Specify list of attributes to process. First and last are valid indexes. (default none)

-V
Invert matching sense

-P
Disallow internal periods

Specified by:
setOptions in interface OptionHandler
Parameters:
options - the list of options as an array of strings
Throws:
java.lang.Exception - if an option is not supported

getOptions

public java.lang.String[] getOptions()
Gets the current settings of the filter.

Specified by:
getOptions in interface OptionHandler
Returns:
an array of strings suitable for passing to setOptions

setInputFormat

public boolean setInputFormat(Instances instanceInfo)
                       throws java.lang.Exception
Sets the format of the input instances.

Overrides:
setInputFormat in class Filter
Parameters:
instanceInfo - an Instances object containing the input instance structure (any instances contained in the object are ignored - only the structure is required).
Returns:
true if the outputFormat may be collected immediately
Throws:
java.lang.Exception - if the inputFormat can't be set successfully

input

public boolean input(Instance instance)
              throws java.lang.Exception
Input an instance for filtering. Ordinarily the instance is processed and made available for output immediately. Some filters require all instances be read before producing output.

Overrides:
input in class Filter
Parameters:
instance - the input instance
Returns:
true if the filtered instance may now be collected with output().
Throws:
java.lang.Exception - if the input instance was not of the correct format or if there was a problem with the filtering.

batchFinished

public boolean batchFinished()
                      throws java.lang.Exception
Signify that this batch of input to the filter is finished. If the filter requires all instances prior to filtering, output() may now be called to retrieve the filtered instances. Any subsequent instances filtered should be filtered based on setting obtained from the first batch (unless the inputFormat has been re-assigned or new options have been set). This default implementation assumes all instance processing occurs during inputFormat() and input().

Overrides:
batchFinished in class Filter
Returns:
true if there are instances pending output
Throws:
java.lang.NullPointerException - if no input structure has been defined,
java.lang.Exception - if there was a problem finishing the batch.

main

public static void main(java.lang.String[] argv)
Main method for testing this class.

Parameters:
argv - should contain arguments to the filter: use -h for help

invertSelectionTipText

public java.lang.String invertSelectionTipText()
Returns the tip text for this property

Returns:
tip text for this property suitable for displaying in the explorer/experimenter gui

getInvertSelection

public boolean getInvertSelection()
Get whether the supplied columns are to be processed

Returns:
true if the supplied columns won't be processed

setInvertSelection

public void setInvertSelection(boolean invert)
Set whether selected columns should be processed.
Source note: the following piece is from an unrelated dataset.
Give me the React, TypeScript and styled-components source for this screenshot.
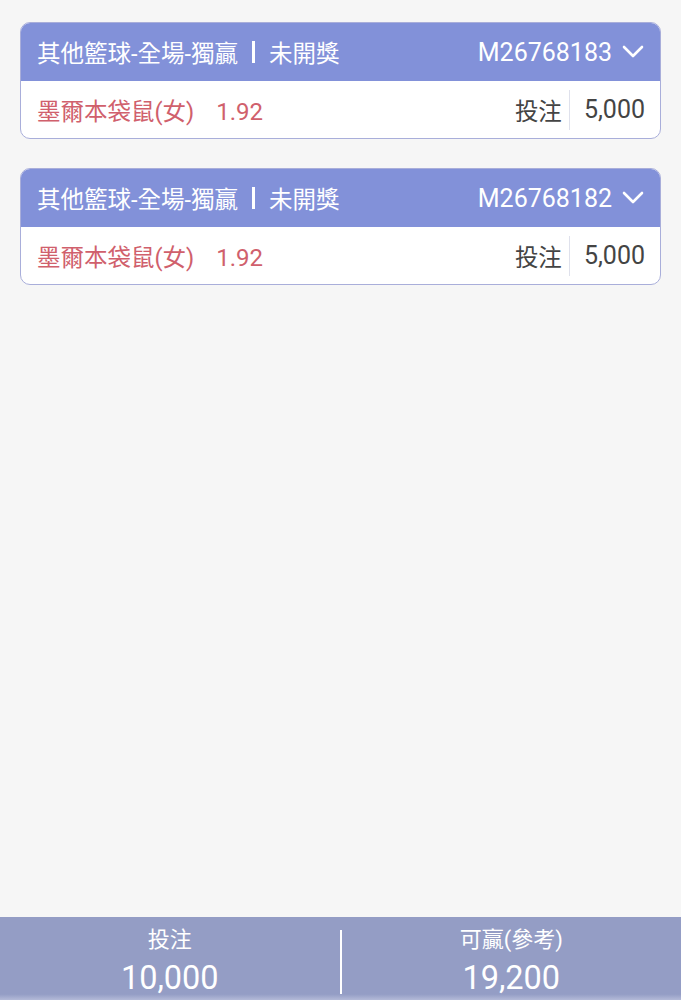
import React from 'react';
import styled, { createGlobalStyle } from 'styled-components';

const GlobalStyle = createGlobalStyle`
    html, body {
        margin : 0;
        padding : 0;
        background-color : #F6F6F6;
        font-family : Roboto, "Noto Sans CJK TC", sans-serif;
    }
`

const Page = styled.div`
    height : 100vh;
    display : flex;
    flex-direction : column;
`

const List = styled.div`
    flex : 1;
    padding : 22px 20px 0px 20px;
    display : flex;
    flex-direction : column;
    gap : 29px;
`

const Card = styled.div`
    background-color : #FFFFFF;
    border : 1px solid #A9AEDA;
    border-radius : 10px;
    overflow : hidden;
`

const CardHeader = styled.div`
    height : 58px;
    background-color : #8291D9;
    color : #FFFFFF;
    display : flex;
    align-items : center;
    padding : 0px 16px;
    font-size : 23.5px;
`

const Title = styled.span`
    flex : 1;
    display : flex;
    align-items : center;
`

const Bar = styled.span`
    width : 3px;
    height : 22px;
    background-color : #FFFFFF;
    margin : 0px 14px 0px 14px;
`

const OrderNo = styled.span`
    font-size : 25px;
    margin-right : 10px;
`

const CardBody = styled.div`
    height : 57px;
    display : flex;
    align-items : center;
    padding : 0px 15px 0px 16px;
    font-size : 23.5px;
`

const Pick = styled.span`
    color : #D0606C;
    flex : 1;
`

const Odds = styled.span`
    font-size : 24px;
    margin-left : 22px;
`

const StakeLabel = styled.span`
    color : #444444;
`

const VLine = styled.div`
    width : 1px;
    height : 40px;
    background-color : #DFE1EC;
    margin : 0px 14px 0px 7px;
`

const Amount = styled.span`
    color : #444444;
    font-size : 25px;
`

const Footer = styled.div`
    height : 83px;
    background : linear-gradient(to bottom, #949DC5 0%, #949DC5 93%, #B4BAD8 100%);
    display : flex;
    align-items : center;
    color : #FFFFFF;
`

const FooterCell = styled.div`
    flex : 1;
    display : flex;
    flex-direction : column;
    align-items : center;
    padding-top : 6px;
`

const FooterLabel = styled.span`
    font-size : 22px;
    line-height : 32px;
`

const FooterValue = styled.span`
    font-size : 32.5px;
    line-height : 44px;
`

const FooterLine = styled.div`
    width : 2px;
    height : 64px;
    background-color : #FFFFFF;
    margin-top : 6px;
`

const Chevron = () => (
    <svg width="22" height="14" viewBox="0 0 22 14">
        <path d="M2 2 L11 11 L20 2" fill="none" stroke="#FFFFFF" strokeWidth="2.6" strokeLinecap="round" strokeLinejoin="round"/>
    </svg>
)

const bets = [
    { id : 'M26768183', game : '其他籃球-全場-獨贏', status : '未開獎', pick : '墨爾本袋鼠(女)', odds : '1.92', stake : '5,000' },
    { id : 'M26768182', game : '其他籃球-全場-獨贏', status : '未開獎', pick : '墨爾本袋鼠(女)', odds : '1.92', stake : '5,000' },
]

const App = () => {
    return (
        <Page>
            <GlobalStyle/>
            <List>
                {bets.map((b) => (
                    <Card key={b.id}>
                        <CardHeader>
                            <Title>
                                {b.game}
                                <Bar/>
                                {b.status}
                            </Title>
                            <OrderNo>{b.id}</OrderNo>
                            <Chevron/>
                        </CardHeader>
                        <CardBody>
                            <Pick>
                                {b.pick}
                                <Odds>{b.odds}</Odds>
                            </Pick>
                            <StakeLabel>投注</StakeLabel>
                            <VLine/>
                            <Amount>{b.stake}</Amount>
                        </CardBody>
                    </Card>
                ))}
            </List>
            <Footer>
                <FooterCell>
                    <FooterLabel>投注</FooterLabel>
                    <FooterValue>10,000</FooterValue>
                </FooterCell>
                <FooterLine/>
                <FooterCell>
                    <FooterLabel>可贏(參考)</FooterLabel>
                    <FooterValue>19,200</FooterValue>
                </FooterCell>
            </Footer>
        </Page>
    )
}

export default App;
If true the selected columns won't be processed.

Parameters:
invert - the new invert setting

disallowInternalPeriodsTipText

public java.lang.String disallowInternalPeriodsTipText()
Returns the tip text for this property

Returns:
tip text for this property suitable for displaying in the explorer/experimenter gui

getDisallowInternalPeriods

public boolean getDisallowInternalPeriods()
Get whether the supplied columns are to be processed

Returns:
true if the supplied columns won't be processed

setDisallowInternalPeriods

public void setDisallowInternalPeriods(boolean disallow)
Set whether selected columns should be processed. If true the selected columns won't be processed.

Parameters:
disallow - the new invert setting

attributeIndicesTipText

public java.lang.String attributeIndicesTipText()
Returns the tip text for this property

Returns:
tip text for this property suitable for displaying in the explorer/experimenter gui

getAttributeIndices

public java.lang.String getAttributeIndices()
Get the current range selection.

Returns:
a string containing a comma separated list of ranges

setAttributeIndices

public void setAttributeIndices(java.lang.String rangeList)
Set which attributes are to be processed

Parameters:
rangeList - a string representing the list of attributes. Since the string will typically come from a user, attributes are indexed from 1.
eg: first-3,5,6-last

setAttributeIndicesArray

public void setAttributeIndicesArray(int[] attributes)
Set which attributes are to be processed

Parameters:
attributes - an array containing indexes of attributes to select. Since the array will typically come from a program, attributes are indexed from 0.